A Roman Catholic health care service company based in Illinois won a preliminary injunction against the Obama Administration’s birth control mandate, a ruling that represents a major victory for religious liberty and yet another setback for the president’s embattled rule.
The Thomas More Society, a not-for-profit law firm, is reporting that late last week, the Triune Health Group, Inc., a Roman Catholic health care service company based in DuPage County, Illinois, won a preliminary injunction against the Obama Administration’s Health and Human Services mandate for group insurance coverage of sterilization, abortifacients, and contraception.
Triune, recently named by Crain’s Chicago Business as the Best Place to Work for Women in the Chicago metro area, will be permitted to offer its employees a healthcare plan without having to violate its leaders’ sincerely held religious beliefs.

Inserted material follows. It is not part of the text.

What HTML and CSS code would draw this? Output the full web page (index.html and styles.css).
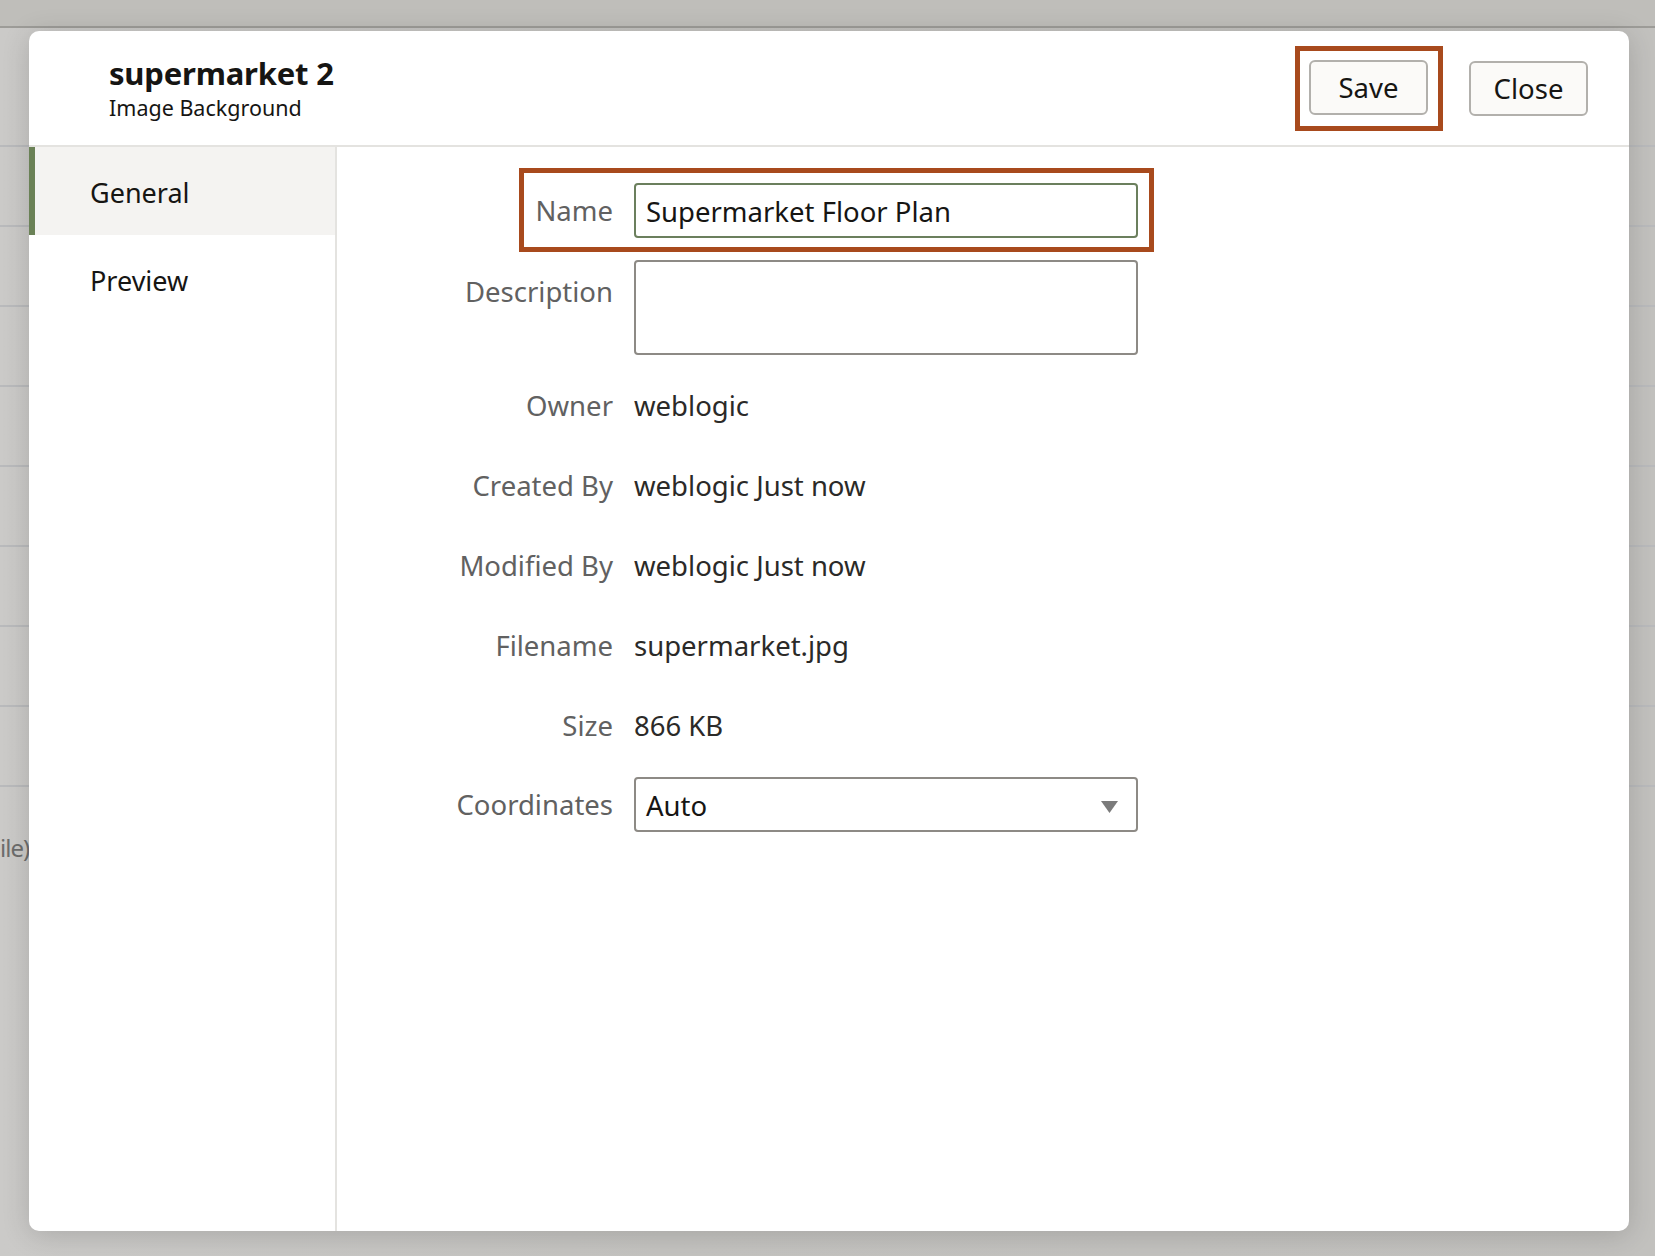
FILE: index.html
```html
<!DOCTYPE html>
<html lang="en">
<head>
<meta charset="utf-8">
<title>supermarket 2</title>
<link rel="stylesheet" href="styles.css">
</head>
<body>
<div class="backdrop">
  <div class="bg-strip"></div>
  <div class="bg-head"></div>
  <div class="bg-row"></div>
  <div class="bg-row"></div>
  <div class="bg-row"></div>
  <div class="bg-row"></div>
  <div class="bg-row"></div>
  <div class="bg-row"></div>
  <div class="bg-row"></div>
  <div class="bg-row"></div>
  <div class="bg-last"><span class="bg-text">ile)</span></div>
</div>

<div class="dialog">
  <header class="dlg-header">
    <div class="dlg-titles">
      <div class="dlg-title">supermarket 2</div>
      <div class="dlg-subtitle">Image Background</div>
    </div>
    <div class="dlg-actions">
      <span class="highlight-btn"><button class="btn">Save</button></span>
      <button class="btn">Close</button>
    </div>
  </header>
  <div class="dlg-body">
    <nav class="side">
      <div class="side-item selected">General</div>
      <div class="side-item">Preview</div>
    </nav>
    <main class="main">
      <div class="highlight-row"></div>
      <div class="form">
        <label class="lbl lbl-ctl">Name</label>
        <div class="input input-active">Supermarket Floor Plan</div>

        <label class="lbl lbl-ctl lbl-top">Description</label>
        <div class="textarea"></div>

        <div class="lbl lbl-txt">Owner</div>
        <div class="val">weblogic</div>

        <div class="lbl lbl-txt">Created By</div>
        <div class="val">weblogic Just now</div>

        <div class="lbl lbl-txt">Modified By</div>
        <div class="val">weblogic Just now</div>

        <div class="lbl lbl-txt">Filename</div>
        <div class="val">supermarket.jpg</div>

        <div class="lbl lbl-txt">Size</div>
        <div class="val">866 KB</div>

        <label class="lbl lbl-ctl">Coordinates</label>
        <div class="input select">
          <span>Auto</span>
          <svg class="caret" width="17" height="12" viewBox="0 0 17 12"><path d="M0 0H17L8.5 12Z" fill="#7b7b7b"/></svg>
        </div>
      </div>
    </main>
  </div>
</div>
</body>
</html>
```

FILE: styles.css
```css
* { box-sizing: border-box; }

html, body {
  margin: 0;
  padding: 0;
}

body {
  width: 1655px;
  height: 1256px;
  overflow: hidden;
  position: relative;
  font-family: "Noto Sans", "Open Sans", sans-serif;
  background: linear-gradient(90deg, #cbcac8 0%, #c4c3c0 40%, #c2c1be 100%);
  color: #161513;
}

/* ---------- backdrop page ---------- */
.backdrop {
  display: flex;
  flex-direction: column;
}
.bg-strip {
  height: 28px;
  background: #bfbeba;
  border-bottom: 2px solid #9d9c98;
}
.bg-head {
  height: 119px;
  border-bottom: 2px solid #b9babc;
}
.bg-row {
  height: 80px;
  border-bottom: 2px solid #b9babc;
}
.bg-last {
  padding-top: 46px;
}
.bg-text {
  display: block;
  font-size: 24px;
  line-height: 30px;
  letter-spacing: -1px;
  color: #6d6d6c;
  white-space: nowrap;
}

/* ---------- dialog ---------- */
.dialog {
  position: absolute;
  left: 29px;
  top: 31px;
  width: 1600px;
  height: 1200px;
  background: #fff;
  border-radius: 10px;
  overflow: hidden;
  display: flex;
  flex-direction: column;
  box-shadow: 0 4px 28px rgba(0, 0, 0, 0.16);
}

.dlg-header {
  height: 116px;
  flex: none;
  border-bottom: 2px solid #e4e3e0;
  display: flex;
  align-items: center;
  justify-content: space-between;
  padding: 0 41px 0 80px;
}
.dlg-title {
  font-weight: 700;
  font-size: 31px;
  line-height: 36px;
  color: #161513;
  letter-spacing: -0.2px;
}
.dlg-subtitle {
  font-size: 21.5px;
  line-height: 28px;
  margin-top: 3px;
  color: #161513;
}
.dlg-actions {
  display: flex;
  align-items: center;
  gap: 26px;
}
.highlight-btn {
  display: inline-flex;
  border: 5px solid #a84a1d;
  padding: 9px 10px 11px 9px;
}
.btn {
  width: 119px;
  height: 55px;
  background: #fbfaf8;
  border: 2px solid #b2b0ac;
  border-radius: 6px;
  font-family: inherit;
  font-size: 27.5px;
  color: #161513;
  padding: 0;
}

.dlg-body {
  flex: 1;
  display: flex;
  min-height: 0;
}

.side {
  width: 308px;
  flex: none;
  border-right: 2px solid #e4e3e0;
}
.side-item {
  height: 88px;
  display: flex;
  align-items: center;
  padding-left: 61px;
  padding-top: 3px;
  font-size: 27px;
  color: #161513;
}
.side-item.selected {
  background: #f4f3f1;
  border-left: 6px solid #6a8156;
  padding-left: 55px;
}

.main {
  flex: 1;
  position: relative;
  padding-top: 36px;
}
.highlight-row {
  position: absolute;
  left: 182px;
  top: 21px;
  width: 635px;
  height: 84px;
  border: 5px solid #a84a1d;
}

.form {
  display: grid;
  grid-template-columns: 276px 504px;
  column-gap: 21px;
  row-gap: 22px;
  align-items: start;
}
.lbl {
  text-align: right;
  font-size: 27.5px;
  color: #616161;
}
.lbl-ctl { line-height: 55px; }
.lbl-top { padding-top: 4px; }
.lbl-txt { line-height: 57px; margin-bottom: 1px; }
.val {
  font-size: 27.5px;
  line-height: 57px;
  margin-bottom: 1px;
  color: #2b2a28;
}

.input {
  height: 55px;
  border: 2px solid #8d8a85;
  border-radius: 4px;
  padding: 3px 18px 0 10px;
  font-size: 27.5px;
  line-height: 48px;
  color: #161513;
  display: flex;
  align-items: center;
}
.input-active {
  border-color: #6b7f5d;
}
.textarea {
  height: 95px;
  border: 2px solid #8d8a85;
  border-radius: 4px;
}
.select {
  justify-content: space-between;
}
.caret {
  display: block;
  margin-top: 1px;
}
```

“This is a major victory for our clients and for the cause of religious liberty,” said Kevin Edward White, board member and legal counsel for Chicago’s Thomas More Society, which represents Triune together with Sam Casey and Bart Waxman, Esqs., of the Jubilee Campaign’s Law of Life Project, based in Washington, D.C.

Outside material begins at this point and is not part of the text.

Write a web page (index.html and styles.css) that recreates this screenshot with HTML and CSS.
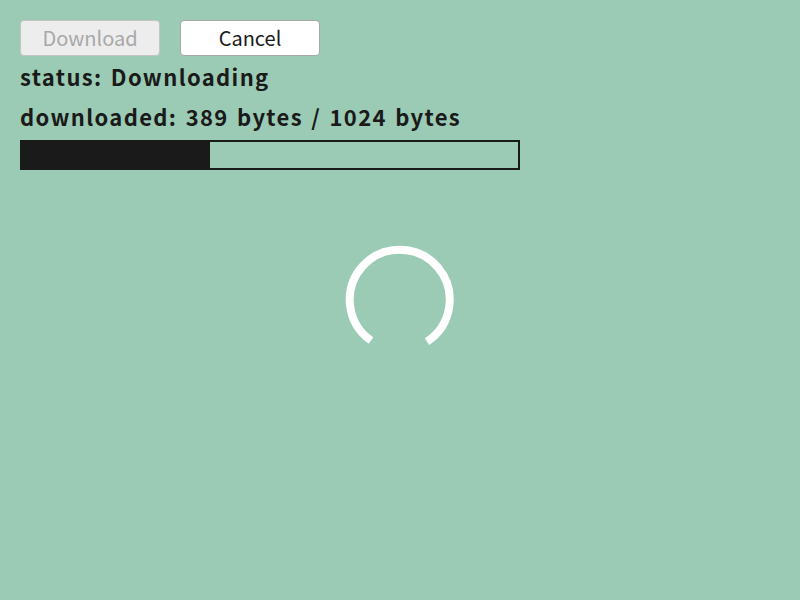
FILE: index.html
```html
<!DOCTYPE html>
<html>
<head>
<meta charset="utf-8">
<link rel="stylesheet" href="styles.css">
</head>
<body>
<div class="app">
  <div class="buttons">
    <button class="btn" disabled>Download</button>
    <button class="btn">Cancel</button>
  </div>
  <div class="line">status: Downloading</div>
  <div class="line">downloaded: 389 bytes / 1024 bytes</div>
  <div class="progress"><div class="fill" style="width: 37.99%"></div></div>
  <div class="spinner-wrap">
    <svg class="spinner" width="116" height="116" viewBox="0 0 116 116">
      <path d="M 29.0 101.6 A 50 50 0 1 1 85.0 102.6" fill="none" stroke="#ffffff" stroke-width="8"/>
    </svg>
  </div>
</div>
</body>
</html>
```
FILE: styles.css
```css
html, body {
  margin: 0;
  padding: 0;
  background: #9bcbb4;
}
body {
  width: 800px;
  height: 600px;
  font-family: "Noto Sans CJK JP", "Noto Sans", sans-serif;
  color: #1a1a1a;
}
.app {
  padding: 20px;
  display: flex;
  flex-direction: column;
}
.buttons {
  display: flex;
  gap: 20px;
}
.btn {
  width: 140px;
  height: 36px;
  box-sizing: border-box;
  background: #ffffff;
  border: 1px solid #a8a8a8;
  border-radius: 4px;
  font-family: "Noto Sans CJK JP", "Noto Sans", sans-serif;
  font-size: 20px;
  color: #1a1a1a;
  padding: 0;
  line-height: 1;
}
.btn:disabled {
  background: #ededed;
  color: #a8a8a8;
  border-color: #c4c4c4;
}
.line {
  font-size: 22px;
  font-weight: bold;
  line-height: 40px;
  letter-spacing: 1.35px;
  word-spacing: 2px;
}
.progress {
  width: 500px;
  height: 30px;
  box-sizing: border-box;
  border: 2px solid #1a1a1a;
  margin-top: 4px;
}
.fill {
  height: 100%;
  background: #1a1a1a;
}
.spinner-wrap {
  display: flex;
  justify-content: center;
  margin-top: 69px;
}
.spinner {
  display: block;
}
```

“An oppressive, unconstitutional burden has been temporarily lifted from the shoulders of Christopher and Mary Anne Yep that allows them to continue to practice their Roman Catholic faith and operate their company in a manner that they deem faithful to their conscientious religious beliefs.”
The preliminary injunction was granted by Judge Amy J. St. Eve in the United States District Court for the Northern District of Illinois. Judge St. Eve wrote in her order that “the Seventh Circuit concluded that the Korte [Korte et al. v. Sebelius et al.,] plaintiffs established a reasonable likelihood of success on the merits and irreparable harm, with the balance of harms tipping in their favor. In light of this binding precedent, the court grants Triune’s motion for a preliminary injunction.”
In Triune’s request for a preliminary injunction, the plaintiffs Christopher and Mary Anne Yep urged the court to grant them relief lest they face the untenable choice “either … to comply with the federal mandate’s requirements in violation of their religious beliefs, or pay ruinous fines that would have a crippling impact on their business and force them to shut down.”
This injunction comes on the heels of recent rulings by other federal courts granting relief to some owners of private firms who protested that the Obamacare HHS mandate would force them to violate their religious beliefs, while refusing comparable relief to others, such as the Christian owners of Hobby Lobby, subjecting them to potentially crippling fines of approximately $1.3 million per day beginning January 1, 2013.